If -replace is breaking my service then I would much rather have the apply cancelled and an error message informing me that using -replace breaks my service. I would not like the apply command to complete successfully, but silently put my service in an inconsistent state, not matching the configuration.

johanblumenberg commented 2 months ago

The bug here is that doing -replace on this resource leaves the service in an inconsistent state. The state the service is in is not matching the configuration, although terraform exits normally, claiming that it is.

What makes it even worse is that the outcome of a replace operation is random. Sometimes it keeps the IAM policy, but sometimes it does not.

So the options here, as I see it, are either to fix the replace operation to do what people expect it to do, e.g. not putting the service in a random and inconsistent state, or to accept the fact that replace is not supported. I don't think it is an option to just leave the service in an inconsistent state.

I think it is strange if it is impossible to fix this bug, because it works in v4 of google_cloud_run_v2_service and to my knowledge there are no other resources that have this limitation.
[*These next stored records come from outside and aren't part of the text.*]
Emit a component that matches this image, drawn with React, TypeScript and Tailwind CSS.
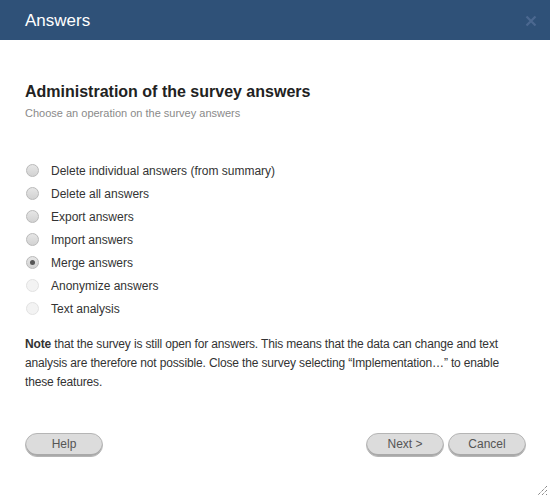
const options = [
  { label: "Delete individual answers (from summary)", checked: false, disabled: false },
  { label: "Delete all answers", checked: false, disabled: false },
  { label: "Export answers", checked: false, disabled: false },
  { label: "Import answers", checked: false, disabled: false },
  { label: "Merge answers", checked: true, disabled: false },
  { label: "Anonymize answers", checked: false, disabled: true },
  { label: "Text analysis", checked: false, disabled: true },
];

function Radio({ checked, disabled }: { checked: boolean; disabled: boolean }) {
  return (
    <span
      className={
        disabled
          ? "w-[13px] h-[13px] rounded-full border border-[#e2e2e2] bg-[#f3f3f3] flex items-center justify-center"
          : "w-[13px] h-[13px] rounded-full border border-[#b9b9b9] bg-gradient-to-b from-[#e6e6e6] to-[#d2d2d2] flex items-center justify-center"
      }
    >
      {checked && <span className="w-[5px] h-[5px] rounded-full bg-[#555]" />}
    </span>
  );
}

function Button({ children }: { children: React.ReactNode }) {
  return (
    <button className="w-[78px] h-[24px] rounded-full bg-[#dcdcdc] border border-[#b5b5b5] shadow-[inset_0_-2px_0_#a9a9a9] text-[12px] text-[#555] leading-none pb-[2px]">
      {children}
    </button>
  );
}

export default function App() {
  return (
    <div className="w-[550px] h-[498px] bg-white flex flex-col relative font-['Liberation_Sans',Arial,sans-serif]">
      <div className="h-[40px] bg-[#2f5178] flex items-center justify-between pl-[25px] pr-[13px]">
        <span className="text-white text-[17px] leading-none">Answers</span>
        <svg width="12" height="12" viewBox="0 0 12 12" className="mt-[2px]">
          <path d="M1.5 1.5 L10.5 10.5 M10.5 1.5 L1.5 10.5" stroke="#4b6890" strokeWidth="2.2" />
        </svg>
      </div>

      <div className="px-[25px] pt-[43px]">
        <h1 className="text-[16px] font-bold text-[#222] leading-[18px]">Administration of the survey answers</h1>
        <p className="text-[11px] text-[#8a8a8a] mt-[5px] leading-[14px]">Choose an operation on the survey answers</p>

        <div className="mt-[39px] flex flex-col">
          {options.map((o) => (
            <label key={o.label} className="flex items-center h-[23px]">
              <span className="w-[26px] pl-[1px]">
                <Radio checked={o.checked} disabled={o.disabled} />
              </span>
              <span className="text-[12px] text-[#333]">{o.label}</span>
            </label>
          ))}
        </div>

        <p className="mt-[15px] text-[12px] text-[#333] leading-[19px] tracking-[-0.15px]">
          <b>Note</b> that the survey is still open for answers. This means that the data can change and text analysis are therefore not possible. Close the survey selecting “Implementation…” to enable these features.
        </p>

        <div className="mt-[41px] flex items-center">
          <Button>Help</Button>
          <div className="flex-1" />
          <div className="flex gap-[4px] mr-[-1px]">
            <Button>Next &gt;</Button>
            <Button>Cancel</Button>
          </div>
        </div>
      </div>

      <svg width="12" height="12" viewBox="0 0 12 12" className="absolute right-[2px] bottom-[2px]">
        <path d="M11 2 L2 11 M11 6 L6 11 M11 10 L10 11" stroke="#555" strokeWidth="1" strokeDasharray="1 1" />
      </svg>
    </div>
  );
}
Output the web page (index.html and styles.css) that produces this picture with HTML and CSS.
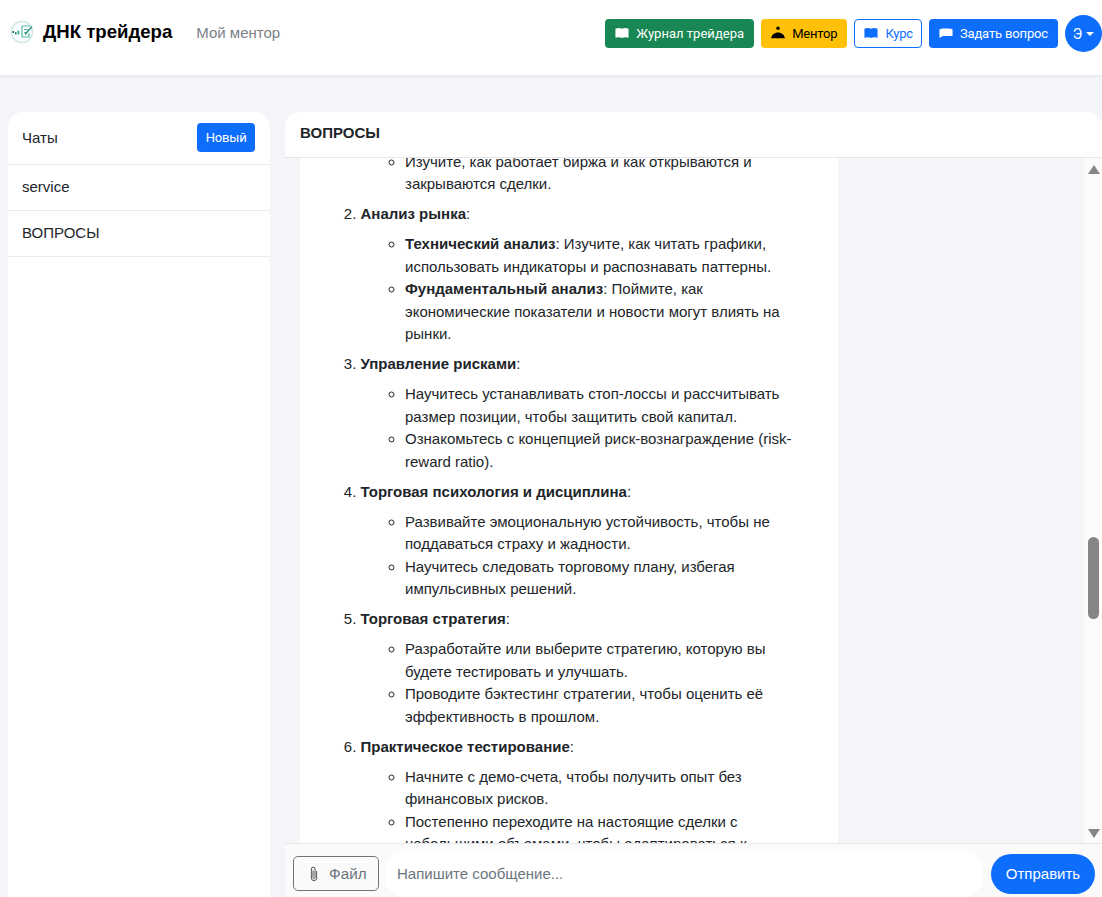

There are quite a lot of google resources that have an IAM policy attached to them that should work in a similar manner.

johanblumenberg commented 2 months ago

  traffic {
    type = "TRAFFIC_TARGET_ALLOCATION_TYPE_REVISION"
    revision = "my-service-00012-abc"
    percent = 100
  }

If I was using this type of configuration I would not expect -replace to work on this service. Because I would know that the configuration refers to a previous apply result, and that -replace would destroy that previous apply result.

I don't think that this example is relevant in this thread? It just shows an example where using -replace would break your system because your configuration is set up in a way that doesn't allow for it to be replaced. It's not a reason for why -replace should always break the service, even if it is configured in a way that should allow for replacing it.